Establish Two Layers of Performance Objectives

Yesterday, I spent the day with a client that has a compelling corporate mission, one that drives everything they do. It was inspiring to hear them talk about their goals and objectives, because everything was grounded in what it meant for their customers and the greater good. It was clear that these people knew why they were working, and what achieving their goals meant in terms of making the world a better place.

On the way home, I got to thinking about their goals and the stark contrast with most corporate performance goals and objectives. Usually, our performance goals represent just the base result we’re trying to achieve. Typical examples might include:

  • Meet your budget
  • Achieve xx % sales growth
  • Design and launch a new process, program or tool
  • Achieve xx level of customer satisfaction

Think how much more powerful objectives could be if helped our people dig a little deeper for the second level of purpose. What if every performance goal had two levels of intent – the actual result, and the compelling, emotional purpose? I’m not just talking about adding “… in order to…” at the end of the objective. A lot of corporate objectives include the full “so that” results picture. I’m talking about the emotional, greater good purpose – the “why are we really here” component.
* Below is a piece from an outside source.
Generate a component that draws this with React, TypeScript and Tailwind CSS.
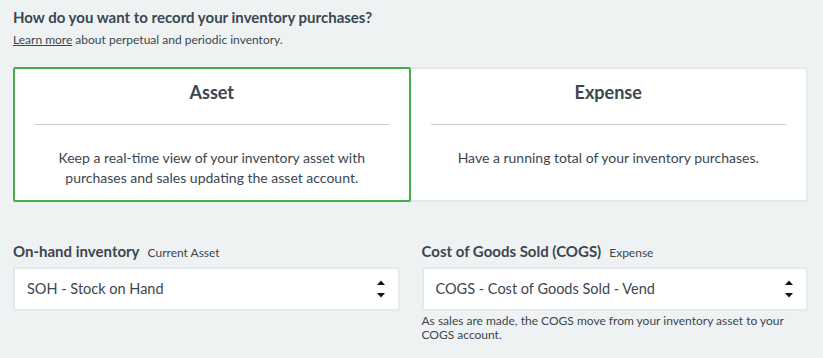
function Arrows() {
  return (
    <svg width="10" height="22" viewBox="0 0 10 22" className="shrink-0">
      <path d="M1 7 L5 2.5 L9 7 Z" fill="#111" />
      <path d="M1 15 L9 15 L5 19.5 Z" fill="#111" />
    </svg>
  );
}

function SelectBox({ value }: { value: string }) {
  return (
    <div className="flex h-[44px] items-center justify-between rounded-[3px] border-2 border-[#e4e9eb] bg-white pl-[12px] pr-[12px]">
      <span className="text-[14.5px] text-[#3b4650]">{value}</span>
      <Arrows />
    </div>
  );
}

export default function App() {
  return (
    <div
      className="min-h-[358px] w-[823px] bg-[#eff2f3] text-[#3b4650]"
      style={{ fontFamily: "Lato, 'Open Sans', sans-serif" }}
    >
      <div className="ml-[13px] w-[795px] pt-[7px]">
        {/* HEADING */}
        <h2 className="text-[15px] font-bold leading-[20px]">
          How do you want to record your inventory purchases?
        </h2>
        <p className="mt-[5px] text-[12px] leading-[15px]">
          <a href="#" className="underline">Learn more</a> about perpetual and periodic inventory.
        </p>

        {/* OPTION CARDS */}
        <div className="mt-[20px] grid h-[135px] grid-cols-2">
          <div className="rounded-[2px] border-2 border-[#45ad4b] bg-white px-[20px] pt-[11px] text-center">
            <div className="text-[18px] font-bold leading-[24px]">Asset</div>
            <div className="mt-[20px] h-px bg-[#c3d0d5]" />
            <p className="mt-[23px] text-[14px] leading-[20px]">
              Keep a real-time view of your inventory asset with purchases and sales updating the asset account.
            </p>
          </div>
          <div className="rounded-r-[3px] border-y-2 border-r-2 border-[#e4e9eb] bg-white px-[20px] pt-[11px] text-center">
            <div className="text-[18px] font-bold leading-[24px]">Expense</div>
            <div className="mt-[20px] h-px bg-[#c3d0d5]" />
            <p className="mt-[23px] text-[14px] leading-[20px]">
              Have a running total of your inventory purchases.
            </p>
          </div>
        </div>

        {/* ACCOUNT SELECTS */}
        <div className="mt-[39px] grid grid-cols-2 gap-[22px]">
          <div>
            <div className="mb-[4px] flex items-baseline gap-[8px] leading-[20px]">
              <span className="text-[15px] font-bold">On-hand inventory</span>
              <span className="text-[12px]">Current Asset</span>
            </div>
            <SelectBox value="SOH - Stock on Hand" />
          </div>
          <div>
            <div className="mb-[4px] flex items-baseline gap-[8px] leading-[20px]">
              <span className="text-[15px] font-bold">Cost of Goods Sold (COGS)</span>
              <span className="text-[12px]">Expense</span>
            </div>
            <SelectBox value="COGS - Cost of Goods Sold - Vend" />
            <p className="mt-[3px] text-[12px] leading-[14px]">
              As sales are made, the COGS move from your inventory asset to your COGS account.
            </p>
          </div>
        </div>
      </div>
    </div>
  );
}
Here’s an example from my career. On many occasions I had the privilege of working with direct reports who were managing leadership programs. Their objectives would include designing and running an effective program (as measured by participant ratings, etc.). Now, these people were terrific performers, and I’m sure they wanted to create a quality learning experience simply because they were passionate about their jobs. But what if I had motivated them even more with a longer-term vision of what this program could mean to the participants’ careers or personal lives? Could we have done even better if our second layer objective was making these managers into better community leaders and parents?

Give this concept some thought as you help your teams prepare their annual performance goals for 2009. As they come back to you with a first draft of their goals and objectives, probe a bit to see if you can help them uncover deeper meaning and purpose behind those goals, and then add them to the document. Give your people a more powerful reason for achieving results – show them how to connect what they do to the greater good. Just about everything we do can be taken out to something of personal or social significance. Inspire and motivate your team by helping them develop two levels of performance objectives – achieving the result will have much greater meaning for everyone involved.